Over the last few months my mum, who is 84, has been busy. Last time I visited, I spoke through the front door and kept my distance. She said the coronavirus is no reason to be idle, and asked me to get her a box of saucing tomatoes.
I wrote this three years ago, when our first grandson was born. We are four generations alive all at once now. We are very lucky.
“I think that my grandson, Max, has super powers, but my mum says that this is nonsense, that he is just a normal healthy child. When she dropped into the shop yesterday I said that Max has survived his first hot summer, and she said that this is nonsense. That when she was born in Broken Hill her mum had to put the cot outside in the summer because the corrugated iron house was hotter inside than out. Her mother hung wet nappies around the edges of the cot so that the hot wind blew cool. Her mum always put the cot under the pepper trees. She said the dining room table bowed in the heat of those roasting dark little iron rooms.

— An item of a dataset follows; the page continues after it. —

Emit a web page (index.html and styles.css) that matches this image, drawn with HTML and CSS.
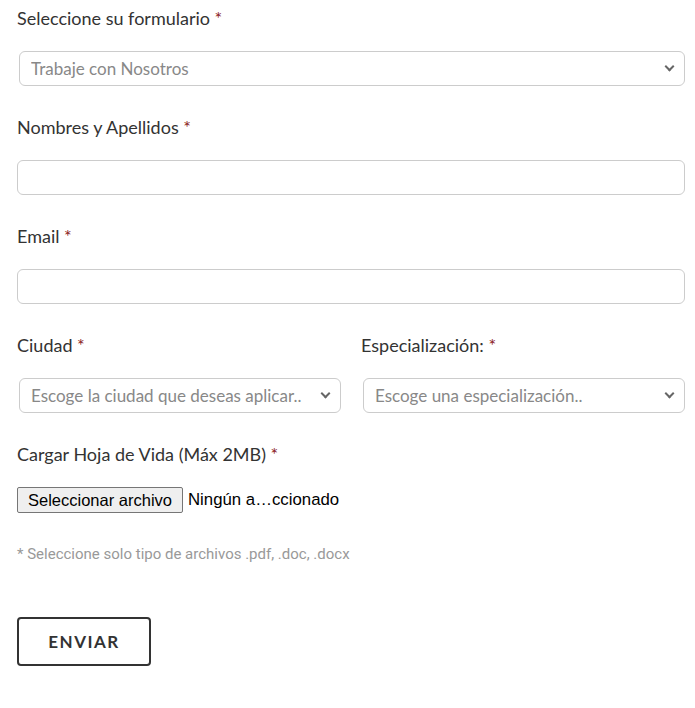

I said I would like to put that story on Facebook and she said that Facebook is nonsense; who on earth would want to read about her.
When my mum was 14 years old she made her own dress at school and wore it for a photograph sitting. I have that photograph, and it is one of my favourite things. They were very poor and she only ever had one photograph taken. She said her dress was pretty good, probably the best one made, and her mum had told her that this was nonsense.
Max, my grandson loves colour. He leans toward colours and frowns. His head wobbles when he catches the purple of my glass necklace. He leans in panting and dribbling, wanting that slab of cool glass in his mouth. But we have coloured glass slabs around the front door, too. These are wine red, mint green, champagne, butter yellow and icy pink. In the fading evening light they change character and jump. Max stares into the hot colours and is silent and noisy; breathing and ingesting colour. Soon the red becomes purple and the greens turn to blue. The yellow turns to cider. The pink fades to clear, cool water. He stares for minute after minute at the thick glass, dripping with evening colours.
Then later, my daughter says that he won’t go to sleep, and I say that this is nonsense.”